With Carr down and Miami’s Ryan Tannehill also out for the season, the AFC playoff will be missing two of the starting six quarterbacks. Given the QB quagmire in Houston, it sure seems like a 3-team race between New England, Pittsburgh and Kansas City.

Then again, the backup quarterback in Dallas has done pretty well despite intense pressure and relatively low expectations. Dak Prescott would run away and hide with the Offensive Rookie of the Year in most seasons, and the fourth-round pick has guided the Cowboys to the No. 1 seed in the NFC. He’s only playing because Tony Romo got hurt--again--playing behind the league’s best offensive line. Mariota and Carr both play behind top-5 offensive lines, too. So much for the old adage of building up the offensive line to protect the quarterback…

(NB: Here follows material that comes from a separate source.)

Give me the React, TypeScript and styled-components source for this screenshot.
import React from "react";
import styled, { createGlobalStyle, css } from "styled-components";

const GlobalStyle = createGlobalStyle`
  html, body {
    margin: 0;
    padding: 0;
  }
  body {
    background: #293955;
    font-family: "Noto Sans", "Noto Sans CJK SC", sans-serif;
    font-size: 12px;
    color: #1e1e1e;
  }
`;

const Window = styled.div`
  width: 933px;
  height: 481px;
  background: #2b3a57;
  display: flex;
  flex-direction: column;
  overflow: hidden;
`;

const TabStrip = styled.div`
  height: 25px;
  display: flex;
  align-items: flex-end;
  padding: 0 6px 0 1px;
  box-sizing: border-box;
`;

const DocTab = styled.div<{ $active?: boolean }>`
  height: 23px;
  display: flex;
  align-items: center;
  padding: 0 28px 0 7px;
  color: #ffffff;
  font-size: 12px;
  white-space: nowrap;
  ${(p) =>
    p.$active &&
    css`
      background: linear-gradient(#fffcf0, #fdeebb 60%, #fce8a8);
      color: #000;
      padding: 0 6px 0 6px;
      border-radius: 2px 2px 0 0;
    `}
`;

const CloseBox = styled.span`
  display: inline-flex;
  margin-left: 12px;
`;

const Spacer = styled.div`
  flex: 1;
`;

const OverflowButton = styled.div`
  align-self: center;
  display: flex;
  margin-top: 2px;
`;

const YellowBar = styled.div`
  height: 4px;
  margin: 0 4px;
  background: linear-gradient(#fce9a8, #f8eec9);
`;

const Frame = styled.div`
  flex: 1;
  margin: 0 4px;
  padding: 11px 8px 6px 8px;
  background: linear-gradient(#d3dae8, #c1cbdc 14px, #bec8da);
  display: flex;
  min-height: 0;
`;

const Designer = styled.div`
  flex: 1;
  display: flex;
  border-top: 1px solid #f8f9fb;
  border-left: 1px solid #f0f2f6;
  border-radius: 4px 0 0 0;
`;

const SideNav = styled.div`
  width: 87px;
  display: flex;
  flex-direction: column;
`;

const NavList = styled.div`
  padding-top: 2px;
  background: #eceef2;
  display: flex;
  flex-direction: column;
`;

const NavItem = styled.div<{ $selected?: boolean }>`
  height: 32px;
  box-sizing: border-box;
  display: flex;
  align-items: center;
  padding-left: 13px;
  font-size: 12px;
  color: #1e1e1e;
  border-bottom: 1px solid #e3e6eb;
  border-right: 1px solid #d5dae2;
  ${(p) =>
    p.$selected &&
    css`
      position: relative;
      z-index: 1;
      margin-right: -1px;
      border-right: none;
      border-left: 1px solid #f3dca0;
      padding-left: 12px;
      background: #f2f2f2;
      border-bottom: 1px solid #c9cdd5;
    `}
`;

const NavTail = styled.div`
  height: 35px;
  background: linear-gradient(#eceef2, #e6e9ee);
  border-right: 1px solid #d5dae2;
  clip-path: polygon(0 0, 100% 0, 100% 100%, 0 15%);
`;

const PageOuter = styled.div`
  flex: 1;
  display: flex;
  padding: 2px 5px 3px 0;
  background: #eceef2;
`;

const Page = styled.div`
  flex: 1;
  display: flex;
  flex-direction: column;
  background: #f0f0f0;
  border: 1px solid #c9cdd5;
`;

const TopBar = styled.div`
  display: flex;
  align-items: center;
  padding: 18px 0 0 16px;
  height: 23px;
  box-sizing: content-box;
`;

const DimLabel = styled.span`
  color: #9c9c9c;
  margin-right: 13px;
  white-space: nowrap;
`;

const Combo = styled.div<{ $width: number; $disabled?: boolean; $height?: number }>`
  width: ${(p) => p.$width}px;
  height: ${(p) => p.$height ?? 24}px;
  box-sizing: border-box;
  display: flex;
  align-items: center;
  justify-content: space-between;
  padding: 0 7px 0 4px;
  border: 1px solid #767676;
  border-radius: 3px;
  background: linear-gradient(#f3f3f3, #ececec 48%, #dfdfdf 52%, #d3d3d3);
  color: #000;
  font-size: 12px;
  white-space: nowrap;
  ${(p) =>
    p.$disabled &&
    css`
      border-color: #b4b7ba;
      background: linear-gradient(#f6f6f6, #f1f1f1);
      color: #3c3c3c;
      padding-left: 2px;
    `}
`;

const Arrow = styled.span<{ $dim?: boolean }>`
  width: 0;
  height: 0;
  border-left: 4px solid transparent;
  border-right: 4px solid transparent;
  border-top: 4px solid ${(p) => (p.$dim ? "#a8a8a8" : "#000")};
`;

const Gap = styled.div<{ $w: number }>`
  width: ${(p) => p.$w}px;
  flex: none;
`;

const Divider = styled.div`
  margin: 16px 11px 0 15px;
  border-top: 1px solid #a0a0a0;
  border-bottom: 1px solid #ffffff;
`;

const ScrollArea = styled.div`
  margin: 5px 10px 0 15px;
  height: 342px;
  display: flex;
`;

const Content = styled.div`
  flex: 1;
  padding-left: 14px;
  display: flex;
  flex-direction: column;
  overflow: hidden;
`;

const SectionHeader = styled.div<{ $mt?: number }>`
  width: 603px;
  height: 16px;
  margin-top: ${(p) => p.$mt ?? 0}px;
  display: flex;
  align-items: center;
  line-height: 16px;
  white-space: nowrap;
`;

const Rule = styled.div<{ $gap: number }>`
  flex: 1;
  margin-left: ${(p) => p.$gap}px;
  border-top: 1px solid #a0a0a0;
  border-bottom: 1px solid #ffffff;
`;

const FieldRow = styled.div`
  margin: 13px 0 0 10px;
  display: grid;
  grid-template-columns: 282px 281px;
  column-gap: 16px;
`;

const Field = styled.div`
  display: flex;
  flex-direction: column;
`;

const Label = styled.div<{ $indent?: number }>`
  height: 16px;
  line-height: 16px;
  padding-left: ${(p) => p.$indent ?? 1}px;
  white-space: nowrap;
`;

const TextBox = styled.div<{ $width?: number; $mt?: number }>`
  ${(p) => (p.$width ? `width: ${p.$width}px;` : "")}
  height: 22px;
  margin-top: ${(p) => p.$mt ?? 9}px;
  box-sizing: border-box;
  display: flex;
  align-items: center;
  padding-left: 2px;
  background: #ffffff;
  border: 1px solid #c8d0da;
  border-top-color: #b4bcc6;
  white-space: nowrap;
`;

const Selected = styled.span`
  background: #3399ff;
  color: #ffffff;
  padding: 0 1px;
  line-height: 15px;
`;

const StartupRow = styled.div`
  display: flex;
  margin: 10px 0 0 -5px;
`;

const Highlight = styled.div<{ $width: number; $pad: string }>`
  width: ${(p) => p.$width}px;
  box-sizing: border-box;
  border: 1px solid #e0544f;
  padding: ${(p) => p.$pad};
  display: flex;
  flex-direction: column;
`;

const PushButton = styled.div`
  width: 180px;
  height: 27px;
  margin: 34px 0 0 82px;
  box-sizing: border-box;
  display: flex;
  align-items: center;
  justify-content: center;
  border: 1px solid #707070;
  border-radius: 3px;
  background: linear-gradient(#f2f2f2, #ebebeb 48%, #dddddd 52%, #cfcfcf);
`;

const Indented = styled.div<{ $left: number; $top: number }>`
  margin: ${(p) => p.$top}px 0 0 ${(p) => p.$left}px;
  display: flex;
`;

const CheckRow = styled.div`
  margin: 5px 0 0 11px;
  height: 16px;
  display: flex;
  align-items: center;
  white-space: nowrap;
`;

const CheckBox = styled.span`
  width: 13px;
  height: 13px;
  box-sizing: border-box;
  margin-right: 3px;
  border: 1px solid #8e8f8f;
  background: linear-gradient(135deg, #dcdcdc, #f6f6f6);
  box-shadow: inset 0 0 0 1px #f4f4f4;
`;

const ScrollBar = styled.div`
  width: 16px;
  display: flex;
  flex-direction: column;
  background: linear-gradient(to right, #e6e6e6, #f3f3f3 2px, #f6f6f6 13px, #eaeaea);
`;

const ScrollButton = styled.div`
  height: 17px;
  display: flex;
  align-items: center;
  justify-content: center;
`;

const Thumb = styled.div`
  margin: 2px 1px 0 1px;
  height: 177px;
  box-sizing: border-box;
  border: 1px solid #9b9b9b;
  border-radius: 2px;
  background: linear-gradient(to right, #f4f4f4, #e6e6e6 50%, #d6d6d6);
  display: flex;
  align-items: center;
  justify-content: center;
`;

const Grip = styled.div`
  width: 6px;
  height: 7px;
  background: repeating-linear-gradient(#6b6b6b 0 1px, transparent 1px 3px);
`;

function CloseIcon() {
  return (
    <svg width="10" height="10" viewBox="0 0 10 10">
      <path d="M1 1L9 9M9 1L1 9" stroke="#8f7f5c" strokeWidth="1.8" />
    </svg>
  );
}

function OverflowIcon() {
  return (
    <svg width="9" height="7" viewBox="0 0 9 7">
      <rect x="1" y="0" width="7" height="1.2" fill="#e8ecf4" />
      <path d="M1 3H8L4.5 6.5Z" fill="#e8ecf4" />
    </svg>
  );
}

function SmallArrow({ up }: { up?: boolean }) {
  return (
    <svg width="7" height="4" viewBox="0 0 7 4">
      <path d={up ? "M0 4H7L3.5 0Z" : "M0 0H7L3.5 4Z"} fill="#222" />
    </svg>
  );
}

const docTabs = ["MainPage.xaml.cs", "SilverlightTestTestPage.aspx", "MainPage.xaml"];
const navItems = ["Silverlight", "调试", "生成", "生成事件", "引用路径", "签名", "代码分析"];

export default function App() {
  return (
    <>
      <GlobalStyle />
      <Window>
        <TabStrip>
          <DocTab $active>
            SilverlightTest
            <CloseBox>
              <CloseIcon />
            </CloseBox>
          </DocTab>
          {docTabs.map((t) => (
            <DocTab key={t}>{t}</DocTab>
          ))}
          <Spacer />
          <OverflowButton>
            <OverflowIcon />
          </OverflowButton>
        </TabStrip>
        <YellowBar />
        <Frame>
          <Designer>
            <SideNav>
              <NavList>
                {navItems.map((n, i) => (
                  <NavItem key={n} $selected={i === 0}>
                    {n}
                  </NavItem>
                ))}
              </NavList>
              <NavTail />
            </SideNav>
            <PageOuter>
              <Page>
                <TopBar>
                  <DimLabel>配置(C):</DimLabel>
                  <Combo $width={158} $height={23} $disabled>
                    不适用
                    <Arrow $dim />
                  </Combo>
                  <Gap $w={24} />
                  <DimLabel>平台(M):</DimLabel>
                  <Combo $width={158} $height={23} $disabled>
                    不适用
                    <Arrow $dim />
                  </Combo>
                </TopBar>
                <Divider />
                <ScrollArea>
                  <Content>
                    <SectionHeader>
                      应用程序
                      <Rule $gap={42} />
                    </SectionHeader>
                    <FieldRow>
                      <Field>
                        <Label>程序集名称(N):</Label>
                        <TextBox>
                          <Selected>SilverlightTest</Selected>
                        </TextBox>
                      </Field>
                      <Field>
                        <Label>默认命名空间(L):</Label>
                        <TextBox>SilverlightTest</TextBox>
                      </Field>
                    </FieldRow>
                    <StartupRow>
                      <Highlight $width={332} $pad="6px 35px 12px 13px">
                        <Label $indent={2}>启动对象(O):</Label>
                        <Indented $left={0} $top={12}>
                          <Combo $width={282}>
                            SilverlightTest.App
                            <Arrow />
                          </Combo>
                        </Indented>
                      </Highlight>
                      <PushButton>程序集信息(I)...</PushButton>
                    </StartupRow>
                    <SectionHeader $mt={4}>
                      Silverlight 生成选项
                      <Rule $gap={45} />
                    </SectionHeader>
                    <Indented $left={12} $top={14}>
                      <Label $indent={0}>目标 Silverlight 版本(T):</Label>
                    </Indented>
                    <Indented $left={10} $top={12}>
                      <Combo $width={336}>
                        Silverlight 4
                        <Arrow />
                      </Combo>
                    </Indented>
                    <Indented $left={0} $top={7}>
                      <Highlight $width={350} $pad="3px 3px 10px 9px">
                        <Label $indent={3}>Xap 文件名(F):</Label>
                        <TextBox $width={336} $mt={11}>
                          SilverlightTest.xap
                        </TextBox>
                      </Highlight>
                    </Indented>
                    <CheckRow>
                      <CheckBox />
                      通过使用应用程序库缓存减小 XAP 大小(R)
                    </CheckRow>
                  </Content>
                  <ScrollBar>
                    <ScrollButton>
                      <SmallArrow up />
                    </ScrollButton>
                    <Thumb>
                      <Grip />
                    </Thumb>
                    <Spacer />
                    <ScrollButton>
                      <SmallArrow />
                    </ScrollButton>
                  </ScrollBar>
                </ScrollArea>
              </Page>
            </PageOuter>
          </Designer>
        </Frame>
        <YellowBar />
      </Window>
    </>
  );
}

In fact, every team in the AFC playoffs except the Chiefs will start multiple quarterbacks this season. Contrast that with the NFC, where Dallas, Atlanta, Detroit, Seattle, New York, Green Bay and Washington all had one iron man taking the snaps. That is the current playoff seeding and picture heading into Monday night’s game between the Lions and Cowboys, where the Lions can clinch a berth with a win. 

$.04--There will be no winless teams in 2016 after the Cleveland Browns finally won a game. Hue Jackson’s team broke into the win column with a thrilling 20-17 win over visiting San Diego when Chargers kicker Josh Lambo missed his second field goal of the final five minutes.

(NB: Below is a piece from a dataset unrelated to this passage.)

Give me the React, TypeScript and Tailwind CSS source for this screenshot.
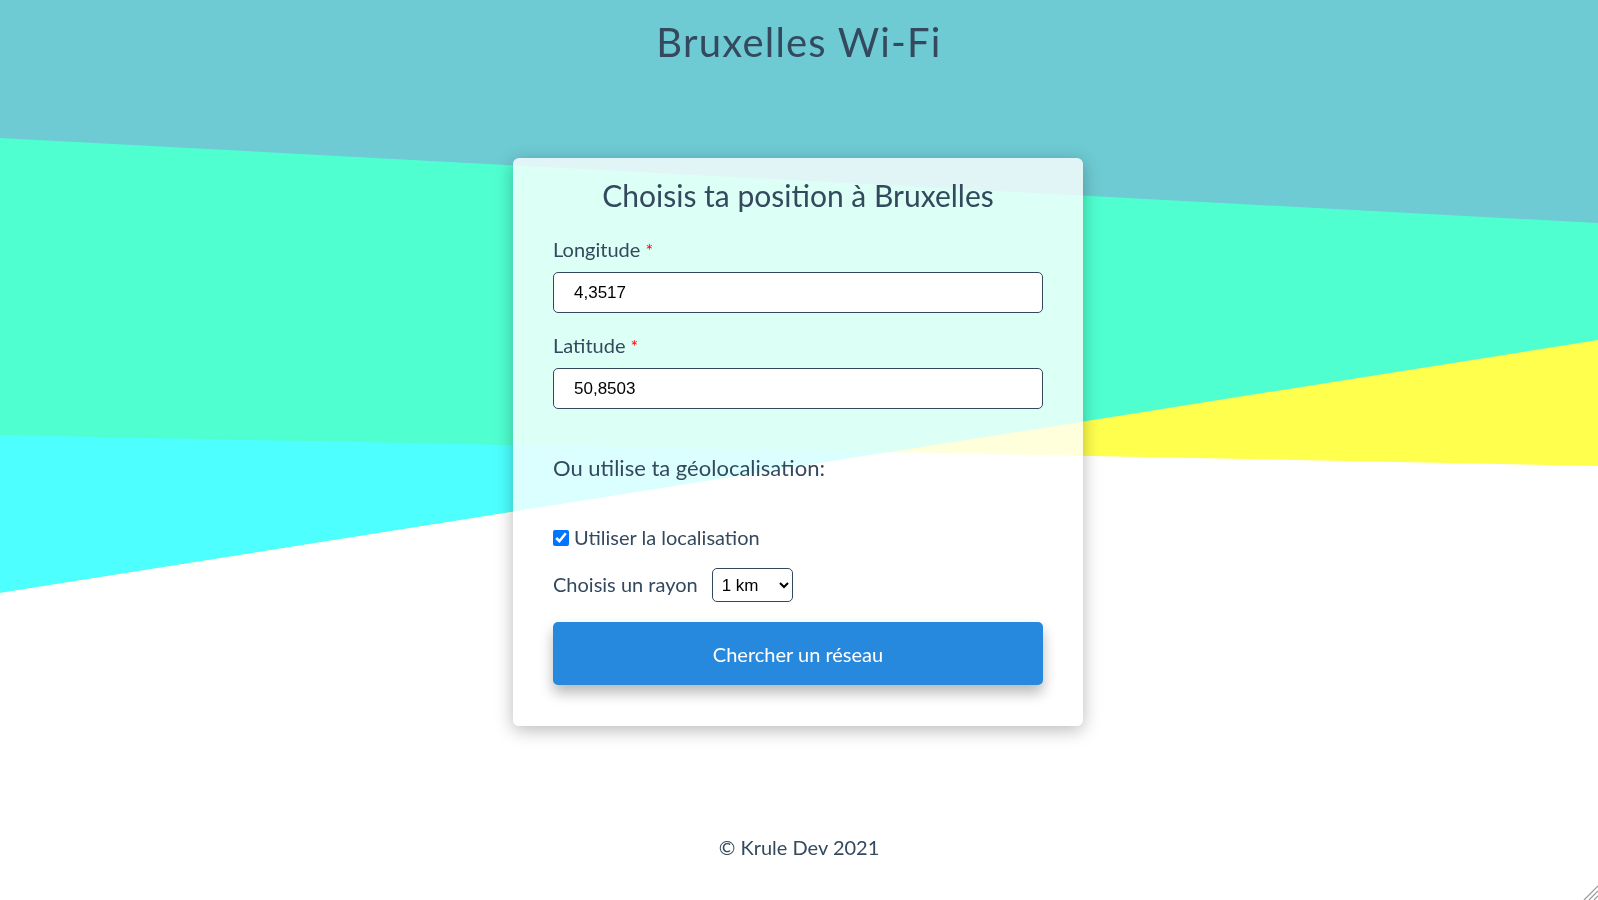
import React from 'react';

const Background: React.FC = () => (
  <svg
    className="fixed inset-0 -z-10 w-full h-full"
    viewBox="0 0 1598 900"
    preserveAspectRatio="none"
  >
    <rect x="0" y="0" width="1598" height="900" fill="#6ECBD3" />
    <polygon points="0,138 1598,223 1598,900 0,900" fill="#4FFFD0" />
    <polygon points="0,435 1598,466 1598,900 0,900" fill="#4DFFFF" />
    <polygon points="1598,340 0,593 0,900 1598,900" fill="#FFFF4D" />
    <polygon points="0,593 890,452 1598,466 1598,900 0,900" fill="#FFFFFF" />
  </svg>
);

const App: React.FC = () => {
  return (
    <div className="min-h-screen relative font-['Lato','Noto_Sans',sans-serif] text-[#34495e]">
      <Background />

      {/* Header */}
      <h1 className="pt-[18px] text-center text-[40px] leading-[48px] tracking-[1.2px] font-normal">
        Bruxelles Wi-Fi
      </h1>

      {/* Form card */}
      <main className="flex justify-center mt-[92px] pr-[2px]">
        <form className="w-[570px] bg-white/80 rounded-md shadow-[0_4px_18px_rgba(0,0,0,0.28)] px-10 pt-[19px] pb-[41px]">
          <h2 className="text-center text-[30px] leading-[36px] font-normal">
            Choisis ta position à Bruxelles
          </h2>

          <label className="block mt-[24px] h-[24px] text-[20px] leading-[24px]">
            Longitude <span className="text-[#ff0000] text-[18px] leading-none">*</span>
          </label>
          <input
            type="text"
            defaultValue="4,3517"
            className="block w-full mt-[11px] h-[41px] border border-[#34495e] rounded-[5px] bg-white pl-5 text-[17px] text-black font-['Liberation_Sans',Arial,sans-serif]"
          />

          <label className="block mt-[20px] h-[24px] text-[20px] leading-[24px]">
            Latitude <span className="text-[#ff0000] text-[18px] leading-none">*</span>
          </label>
          <input
            type="text"
            defaultValue="50,8503"
            className="block w-full mt-[11px] h-[41px] border border-[#34495e] rounded-[5px] bg-white pl-5 text-[17px] text-black font-['Liberation_Sans',Arial,sans-serif]"
          />

          <h3 className="mt-[45px] text-[22px] leading-[27px] font-normal">
            Ou utilise ta géolocalisation:
          </h3>

          <label className="flex items-center mt-[44px] text-[20px] leading-[24px]">
            <input type="checkbox" defaultChecked className="w-4 h-4 mr-[5px] mt-[2px]" />
            Utiliser la localisation
          </label>

          <div className="flex items-center mt-[19px]">
            <span className="text-[20px] leading-[24px] -mt-[3px]">Choisis un rayon</span>
            <select
              defaultValue="1"
              className="ml-[14px] w-[81px] h-[34px] border border-[#34495e] rounded-[5px] bg-white pl-[5px] text-[17px] text-black font-['Liberation_Sans',Arial,sans-serif]"
            >
              <option value="1">1 km</option>
              <option value="2">2 km</option>
              <option value="5">5 km</option>
            </select>
          </div>

          <button
            type="button"
            className="block w-full mt-[20px] h-[63px] rounded-[5px] bg-[#2789DD] text-white text-[20px] shadow-[0_8px_14px_rgba(0,0,0,0.28)]"
          >
            Chercher un réseau
          </button>
        </form>
      </main>

      {/* Footer */}
      <footer className="mt-[109px] text-center text-[20px] leading-[24px]">
        © Krule Dev 2021
      </footer>

      {/* resize grip */}
      <svg className="fixed right-0 bottom-0 w-[17px] h-[17px]" viewBox="0 0 17 17">
        <line x1="17" y1="3" x2="3" y2="17" stroke="#9a9a9a" strokeWidth="1.2" />
        <line x1="17" y1="8" x2="8" y2="17" stroke="#9a9a9a" strokeWidth="1.2" />
        <line x1="17" y1="13" x2="13" y2="17" stroke="#9a9a9a" strokeWidth="1.2" />
      </svg>
    </div>
  );
};

export default App;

It took a special kind of day for the Browns to win. They gained 33 yards on their final 23 offensive plays after going ahead 20-10 on the first drive of the second half. In that death spiral of ineptitude, quarterback Robert Griffin left with yet another injury, this time a concussion.

Yet that was still enough to hold off the Chargers. San Diego couldn’t get out of its own way. From holding penalties to short-yardage calls everyone in the Dawg Pound could tell from the formation, they were a little too easy to defend. When Jamie Meder blocked Lambo’s 32-yard field goal attempt with just under four minutes left, the crowd’s relieved roar came ringing through the speakers on the radio call.

When Lambo just missed the final kick after hastily rushing onto the field and try, FirstEnergy Stadium erupted. I was listening to Jim Donovan and Doug Dieken on the Browns radio call, and you can hear the ecstasy and relief in Donovan’s excitable voice:

I’m from Cleveland but I’ve been a Lions fan since the early 1980s. And the Lions fan in me was oddly but fiercely proud of being the only team to ever go 0-16. I was as happy for remaining the sole occupant of that football abyss as I was for the throngs of Browns fans in my family and my home city escaping the depths of winless despair. That’s our pain, our shared collective struggle, and Detroit fans embrace that with a determined grimace. Nobody else needs to go through that.

Some gravy on the tasty biscuit for Cleveland: San Francisco also won, which means the Browns still hold the No. 1 overall pick in the draft. The 49ers are 2-0 against the Rams, 0-13 against everyone else. With Griffin’s latest injury and Cody Kessler’s continued ineffectiveness, it sure seems like a good year for Cleveland to use the top pick on a quarterback. 

$.05--A Big Batch of Quickies

--New England 41, New York Jets 3. I don’t care about the talent disparity between these two AFC East rivals; that score is indicative of a Jets team that is collecting paychecks instead of playing competitive football. They have four quarterbacks on the roster and not one of them should ever see meaningful action in any future NFL season.

--Bad Saturday for Seattle. The Seahawks lost 34-31 to Arizona on a last-second field goal after a furious comeback. They also lost dangerous return man and receiver Tyler Lockett to a broken leg. After already losing Earl Thomas, the spiritual heart of the defense, losing the special teams dynamo is a huge loss heading into the playoffs. On a broader level, the Seahawks lost a chance to secure the No. 2 seed in the NFC as well. They could fall as far as the fourth seed, and that would mean going on the road after the Wild Card round.

--Even in a rare victory, the 49ers suffered a big loss. RB Carlos Hyde tore his MCL and will miss the rest of this season. The timing of the injury is such that the starter will likely miss at least some part of the 2017 season as well. For a team whose leading receiver this year will be Jeremy Kerley, who was the fourth-best slot receiver in Lions camp last summer, they cannot afford any talent drain.

--Philadelphia stunned the rival Giants in the Thursday night game, though the Giants strung up much of their own rope in the losing noose. New York largely dominated the action but three turnovers and scoring just one TD in five red zone incursions ruined their chance to clinch a playoff berth early.

--Miami showed a lot in a gut-check win over Buffalo in overtime. Backup QB Matt Moore looked adequate once again, but it was RB Jay Ajayi who bodied Rex Ryan’s defense. Again…

That could be the final nail in Rex Ryan’s coaching coffin in Buffalo. His defense wasted a great performance from QB Tyrod Taylor. Again…

--New Orleans knocked off Tampa Bay and in the process dealt a huge blow to the Buccaneers playoff chances. Tampa Bay now needs Detroit to beat Green Bay, Washington to lose to the Giants and also take care of their own business in the finale against Carolina. Long odds but not impossible.

--Nice win by Atlanta to capture the NFC South title, and beating the reigning champs in Carolina to seize the crown. Winning on the road on natural grass is a nice statement of playoff readiness for the Falcons.